Exercise aim:
Can you write out every line from the start of the records below through the line containing "</settings-page>", leaving out any pictures?

Raw records:
....
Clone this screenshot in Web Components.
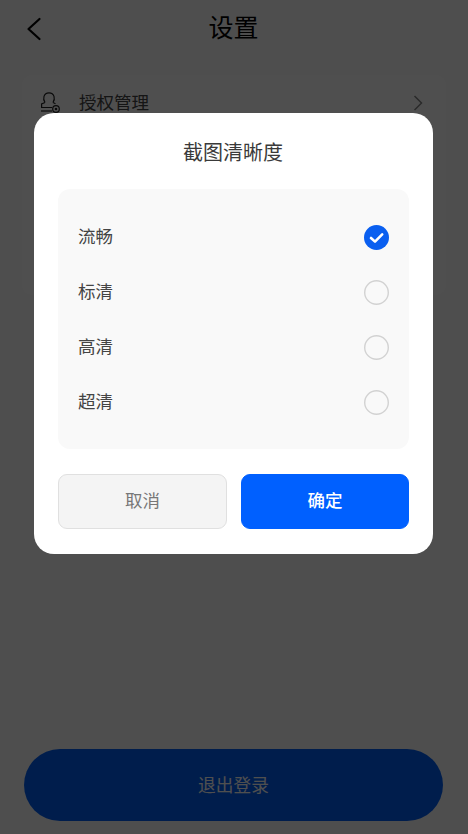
<!DOCTYPE html>
<html lang="zh">
<head>
<meta charset="utf-8">
<title>设置</title>
<style>
html, body { margin: 0; height: 100%; }
body { font-family: "Noto Sans CJK SC", "Liberation Sans", sans-serif; }
</style>
</head>
<body>
<settings-page>
  <nav-bar>设置</nav-bar>
  <menu-card>
    <menu-row>授权管理</menu-row>
  </menu-card>
  <logout-button slot="footer">退出登录</logout-button>
  <option-dialog slot="dialog" heading="截图清晰度">
    <option-row checked>流畅</option-row>
    <option-row>标清</option-row>
    <option-row>高清</option-row>
    <option-row>超清</option-row>
    <dialog-button slot="actions">取消</dialog-button>
    <dialog-button slot="actions" primary>确定</dialog-button>
  </option-dialog>
</settings-page>

<script>
class SettingsPage extends HTMLElement {
  constructor() {
    super();
    this.attachShadow({ mode: "open" }).innerHTML = `
    <style>
    :host {
      display: flex;
      flex-direction: column;
      position: relative;
      height: 834px;
      overflow: hidden;
      background: #fbfbfb;
    }
    .main { flex: 1 1 auto; }
    .foot { padding: 0 25px 13px 24px; }
    .mask {
      position: absolute;
      inset: 0;
      background: rgba(0, 0, 0, .69);
    }
    .dialog { position: absolute; left: 34px; top: 113px; width: 399px; }
    </style>
    <div class="main"><slot></slot></div>
    <div class="foot"><slot name="footer"></slot></div>
    <div class="mask"></div>
    <div class="dialog"><slot name="dialog"></slot></div>`;
  }
}

class NavBar extends HTMLElement {
  constructor() {
    super();
    this.attachShadow({ mode: "open" }).innerHTML = `
    <style>
    :host { display: block; height: 56px; position: relative; }
    .title {
      padding-right: 1px;
      text-align: center;
      font-size: 25px;
      line-height: 52px;
      color: #000;
    }
    svg { position: absolute; left: 26px; top: 17px; }
    </style>
    <svg width="16" height="24" viewBox="0 0 16 24" fill="none" stroke="#000" stroke-width="2.2" stroke-linecap="round" stroke-linejoin="round"><path d="M13.5 2 L2.5 12 L13.5 22"/></svg>
    <div class="title"><slot></slot></div>`;
  }
}

class MenuCard extends HTMLElement {
  constructor() {
    super();
    this.attachShadow({ mode: "open" }).innerHTML = `
    <style>
    :host {
      display: block;
      margin: 19px 22px 0;
      height: 220px;
      border-radius: 10px;
      background: #fff;
    }
    </style>
    <slot></slot>`;
  }
}

class MenuRow extends HTMLElement {
  constructor() {
    super();
    this.attachShadow({ mode: "open" }).innerHTML = `
    <style>
    :host {
      display: flex;
      align-items: center;
      height: 56px;
      padding: 0 23px 0 18px;
      font-size: 17.5px;
      color: #444;
    }
    .label { flex: 1 1 auto; margin-left: 18px; padding-bottom: 4px; }
    </style>
    <svg width="21" height="22" viewBox="0 0 21 22" fill="none" stroke="#222" stroke-width="1.2"><path d="M5 10.5 C2.5 7 3.5 .8 9 .8 C14.5 .8 15.5 7 13 10.5"/><path d="M5 10.5 L1.6 12 L1.6 15.5 L12 15.5"/><path d="M13 10.5 L15.5 11.8"/><path d="M1 19 L12 19"/><circle cx="16" cy="17" r="3.3"/><circle cx="16" cy="17" r=".7" fill="#222"/></svg>
    <span class="label"><slot></slot></span>
    <svg width="10" height="16" viewBox="0 0 10 16" fill="none" stroke="#888" stroke-width="1.5"><path d="M1.5 1 L8.5 8 L1.5 15"/></svg>`;
  }
}

class LogoutButton extends HTMLElement {
  constructor() {
    super();
    this.attachShadow({ mode: "open" }).innerHTML = `
    <style>
    :host {
      display: flex;
      align-items: center;
      justify-content: center;
      box-sizing: border-box;
      height: 72px;
      padding-bottom: 3px;
      border-radius: 36px;
      background: #005ef5;
      color: #fff;
      font-size: 17.7px;
    }
    </style>
    <slot></slot>`;
  }
}

class OptionDialog extends HTMLElement {
  static get observedAttributes() { return ["heading"]; }
  constructor() {
    super();
    this.attachShadow({ mode: "open" }).innerHTML = `
    <style>
    :host {
      display: block;
      box-sizing: border-box;
      height: 441px;
      padding: 0 24px 0 24px;
      border-radius: 20px;
      background: #fff;
    }
    h2 {
      margin: 0;
      height: 76px;
      line-height: 77px;
      padding-right: 1px;
      text-align: center;
      font-size: 20px;
      font-weight: 400;
      color: #3a3a3a;
    }
    .options {
      box-sizing: border-box;
      height: 260px;
      padding: 20.5px 20px 20px 20px;
      border-radius: 12px;
      background: #f9f9f9;
    }
    .actions {
      display: grid;
      grid-template-columns: 169px 168px;
      justify-content: space-between;
      margin-top: 25px;
    }
    </style>
    <h2></h2>
    <div class="options"><slot></slot></div>
    <div class="actions"><slot name="actions"></slot></div>`;
  }
  attributeChangedCallback(name, old, value) {
    this.shadowRoot.querySelector("h2").textContent = value;
  }
}

class OptionRow extends HTMLElement {
  constructor() {
    super();
    this.attachShadow({ mode: "open" }).innerHTML = `
    <style>
    :host {
      display: flex;
      align-items: center;
      justify-content: space-between;
      height: 55px;
      font-size: 17.5px;
      color: #444;
    }
    .text { padding-bottom: 3px; }
    .radio { display: block; }
    </style>
    <span class="text"><slot></slot></span>
    <svg class="radio" width="25" height="25" viewBox="0 0 25 25"></svg>`;
  }
  connectedCallback() {
    this.shadowRoot.querySelector("svg").innerHTML = this.hasAttribute("checked")
      ? '<circle cx="12.5" cy="12.5" r="12.5" fill="#0a5ff0"/><path d="M7 13 L11 16.6 L18.2 9.4" fill="none" stroke="#fff" stroke-width="2.6" stroke-linecap="round" stroke-linejoin="round"/>'
      : '<circle cx="12.5" cy="12.5" r="11.8" fill="none" stroke="#d2d2d2" stroke-width="1.4"/>';
  }
}

class DialogButton extends HTMLElement {
  constructor() {
    super();
    this.attachShadow({ mode: "open" }).innerHTML = `
    <style>
    :host {
      display: flex;
      align-items: center;
      justify-content: center;
      box-sizing: border-box;
      height: 55px;
      padding-bottom: 5px;
      border-radius: 9px;
      border: 1.5px solid #e0e0e0;
      background: #f4f4f4;
      color: #777;
      font-size: 17.5px;
    }
    :host([primary]) {
      border-color: #0060ff;
      background: #0060ff;
      color: #fff;
      font-weight: 500;
      padding-bottom: 4px;
    }
    </style>
    <slot></slot>`;
  }
}

customElements.define("settings-page", SettingsPage);
customElements.define("nav-bar", NavBar);
customElements.define("menu-card", MenuCard);
customElements.define("menu-row", MenuRow);
customElements.define("logout-button", LogoutButton);
customElements.define("option-dialog", OptionDialog);
customElements.define("option-row", OptionRow);
customElements.define("dialog-button", DialogButton);
</script>
</body>
</html>
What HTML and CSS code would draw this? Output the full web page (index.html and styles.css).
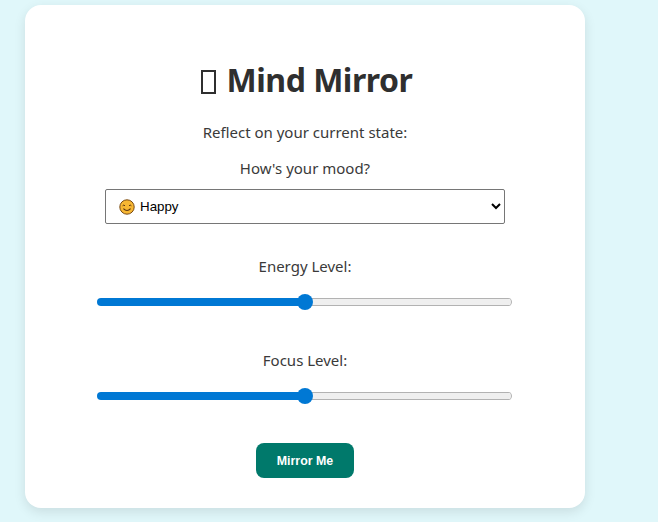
FILE: index.html
```html
<!DOCTYPE html>
<html lang="en">
<head>
  <meta charset="UTF-8">
  <meta name="viewport" content="width=device-width, initial-scale=1.0">
  <title>Mind Mirror</title>
  <link rel="stylesheet" href="styles.css">
</head>
<body>
  <div class="card">
    <h1 class="title"><span class="tofu"></span> Mind Mirror</h1>
    <p class="intro">Reflect on your current state:</p>

    <label class="field-label" for="mood">How's your mood?</label>
    <div class="select-wrap">
      <select id="mood" class="mood">
        <option>Happy</option>
        <option>Sad</option>
        <option>Calm</option>
      </select>
      <svg class="smile" viewBox="0 0 16 16" width="16" height="16" aria-hidden="true">
        <circle cx="8" cy="8" r="7.2" fill="#f7b733" stroke="#7a4a12" stroke-width="1"/>
        <path d="M3.6 6.8q1.2-1.5 2.4 0M10 6.8q1.2-1.5 2.4 0" fill="none" stroke="#5b3410" stroke-width="1"/>
        <path d="M4.4 9.6q3.6 3.8 7.2 0" fill="none" stroke="#5b3410" stroke-width="1.1"/>
      </svg>
    </div>

    <label class="field-label energy" for="energy">Energy Level:</label>
    <input type="range" id="energy" class="slider" min="0" max="100" value="50">

    <label class="field-label focus" for="focus">Focus Level:</label>
    <input type="range" id="focus" class="slider" min="0" max="100" value="50">

    <button class="btn">Mirror Me</button>
  </div>
</body>
</html>
```
FILE: styles.css
```css
* { box-sizing: border-box; }
body {
  margin: 0;
  padding: 5px 25px 14px;
  background: #e0f7fa;
  font-family: "Noto Sans", "Open Sans", sans-serif;
  color: #3a3a3a;
}
.card {
  width: 560px;
  height: 503px;
  padding-top: 54px;
  background: #fff;
  border-radius: 16px;
  box-shadow: 0 4px 12px rgba(0,0,0,0.1);
  display: flex;
  flex-direction: column;
  align-items: center;
}
.title {
  margin: 0 0 0 3px;
  font-size: 32px;
  line-height: 42px;
  font-weight: 700;
  letter-spacing: -0.5px;
  color: #2f2f2f;
}
.tofu {
  display: inline-block;
  width: 15px;
  height: 24px;
  margin-right: 3px;
  border: 2px solid #2f2f2f;
  vertical-align: -2px;
}
.intro { margin: 21px 0 0; font-size: 15px; line-height: 20px; }
.field-label { display: block; font-size: 15px; line-height: 20px; }
.intro + .field-label { margin-top: 16px; }
.energy { margin-top: 32px; }
.focus { margin-top: 40px; }
.select-wrap { position: relative; margin-top: 11px; }
.mood {
  display: block;
  width: 400px;
  height: 35px;
  padding: 0 0 0 30px;
  background: #fff;
  border: 1px solid #767676;
  border-radius: 2px;
  font-family: "Liberation Sans", sans-serif;
  font-size: 13.33px;
  color: #000;
}
.smile { position: absolute; left: 14px; top: 10px; }
.slider {
  display: block;
  width: 415px;
  height: 16px;
  margin: 18px 0 0 -1px;
  padding: 0;
  appearance: none;
  -webkit-appearance: none;
  background: transparent;
}
.slider::-webkit-slider-runnable-track {
  height: 8px;
  border-radius: 4px;
  background:
    linear-gradient(to right, #0078d4 50%, transparent 50%),
    linear-gradient(#b2b2b2 1px, #efefef 1px, #efefef 7px, #b2b2b2 7px);
  box-shadow: inset -1px 0 0 #b2b2b2;
}
.slider::-webkit-slider-thumb {
  -webkit-appearance: none;
  width: 16px;
  height: 16px;
  margin-top: -4px;
  border-radius: 50%;
  background: #0078d4;
}
.btn {
  margin-top: 39px;
  width: 98px;
  height: 35px;
  border: 0;
  border-radius: 8px;
  background: #00796b;
  color: #fff;
  font-family: "Liberation Sans", sans-serif;
  font-size: 12.4px;
  font-weight: 700;
}
```
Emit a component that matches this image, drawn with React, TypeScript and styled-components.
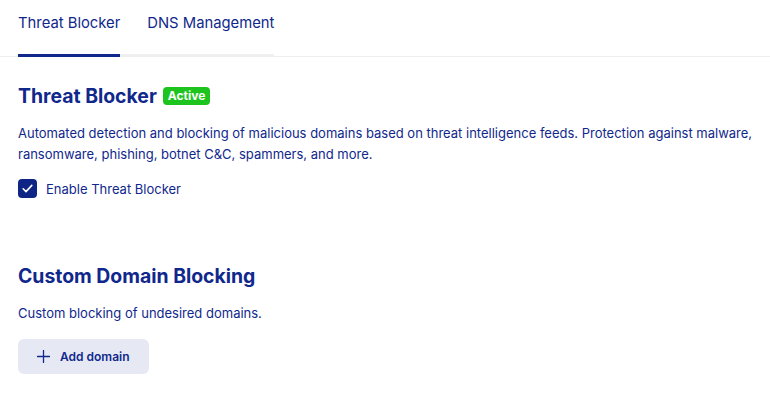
import { createGlobalStyle } from "styled-components";
import styled from "styled-components";

const navy = "#10288c";

const GlobalStyle = createGlobalStyle`
	body {
		margin: 0;
		background: #fff;
		font-family: Inter, "Noto Sans", sans-serif;
		color: ${navy};
	}
`;

const App = () => {
	return (
		<Page>
			<GlobalStyle />
			<TabBar>
				<TabList>
					<Tab active>Threat Blocker</Tab>
					<Tab>DNS Management</Tab>
				</TabList>
			</TabBar>

			<Section>
				<TitleRow>
					<Title>Threat Blocker</Title>
					<Badge>Active</Badge>
				</TitleRow>
				<Text>
					Automated detection and blocking of malicious domains based on threat intelligence feeds. Protection
					against malware, ransomware, phishing, botnet C&amp;C, spammers, and more.
				</Text>
				<CheckRow>
					<CheckBox>
						<svg width="13" height="13" viewBox="0 0 13 13" fill="none">
							<path d="M2.2 6.8L5 9.6L10.8 3.4" stroke="#fff" strokeWidth="1.6" strokeLinecap="round" strokeLinejoin="round" />
						</svg>
					</CheckBox>
					Enable Threat Blocker
				</CheckRow>
			</Section>

			<Section spaced>
				<Title>Custom Domain Blocking</Title>
				<Text>Custom blocking of undesired domains.</Text>
				<AddButton>
					<svg width="13" height="13" viewBox="0 0 13 13" fill="none">
						<path d="M6.5 0.5V12.5M0.5 6.5H12.5" stroke={navy} strokeWidth="1.3" strokeLinecap="round" />
					</svg>
					Add domain
				</AddButton>
			</Section>
		</Page>
	);
};

const Page = styled.div`
	width: 770px;
	min-height: 399px;
	box-sizing: border-box;
`;

const TabBar = styled.div`
	border-bottom: 1px solid #eeeeee;
	padding: 0 18px;
`;

const TabList = styled.div`
	display: inline-flex;
	gap: 27px;
	border-bottom: 3px solid #efefef;
	margin-bottom: -1px;
`;

interface ITab {
	active?: boolean;
}

const Tab = styled.div<ITab>`
	font-size: 14.8px;
	line-height: 20px;
	padding: 13px 0 21px;
	margin-bottom: -3px;
	border-bottom: 3px solid ${(props) => (props.active ? "#10288c" : "transparent")};
	color: ${navy};
`;

interface ISection {
	spaced?: boolean;
}

const Section = styled.section<ISection>`
	padding: 0 8px 0 18px;
	margin-top: ${(props) => (props.spaced ? "65px" : "26px")};
`;

const TitleRow = styled.div`
	display: flex;
	align-items: center;
	gap: 6px;
`;

const Title = styled.h2`
	margin: 0;
	font-size: 19.4px;
	line-height: 26px;
	font-weight: 700;
	color: ${navy};
`;

const Badge = styled.span`
	background: #1ec41e;
	color: #fff;
	font-size: 12px;
	font-weight: 700;
	line-height: 18px;
	padding: 0 5px;
	border-radius: 4px;
`;

const Text = styled.p`
	margin: 14px 0 0;
	font-size: 13px;
	line-height: 21px;
`;

const CheckRow = styled.label`
	display: flex;
	align-items: center;
	gap: 9px;
	margin-top: 14px;
	font-size: 13px;
`;

const CheckBox = styled.span`
	width: 19px;
	height: 19px;
	border-radius: 4px;
	background: #0e2585;
	display: flex;
	align-items: center;
	justify-content: center;
`;

const AddButton = styled.button`
	display: flex;
	align-items: center;
	gap: 10px;
	margin-top: 15px;
	height: 35px;
	padding: 0 19px;
	border: none;
	border-radius: 6px;
	background: #e6e8f4;
	color: ${navy};
	font-family: Inter, sans-serif;
	font-size: 12px;
	font-weight: 600;
`;

export default App;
....
The response:
Clone this screenshot in Web Components.
<!DOCTYPE html>
<html lang="zh">
<head>
<meta charset="utf-8">
<title>设置</title>
<style>
html, body { margin: 0; height: 100%; }
body { font-family: "Noto Sans CJK SC", "Liberation Sans", sans-serif; }
</style>
</head>
<body>
<settings-page>
  <nav-bar>设置</nav-bar>
  <menu-card>
    <menu-row>授权管理</menu-row>
  </menu-card>
  <logout-button slot="footer">退出登录</logout-button>
  <option-dialog slot="dialog" heading="截图清晰度">
    <option-row checked>流畅</option-row>
    <option-row>标清</option-row>
    <option-row>高清</option-row>
    <option-row>超清</option-row>
    <dialog-button slot="actions">取消</dialog-button>
    <dialog-button slot="actions" primary>确定</dialog-button>
  </option-dialog>
</settings-page>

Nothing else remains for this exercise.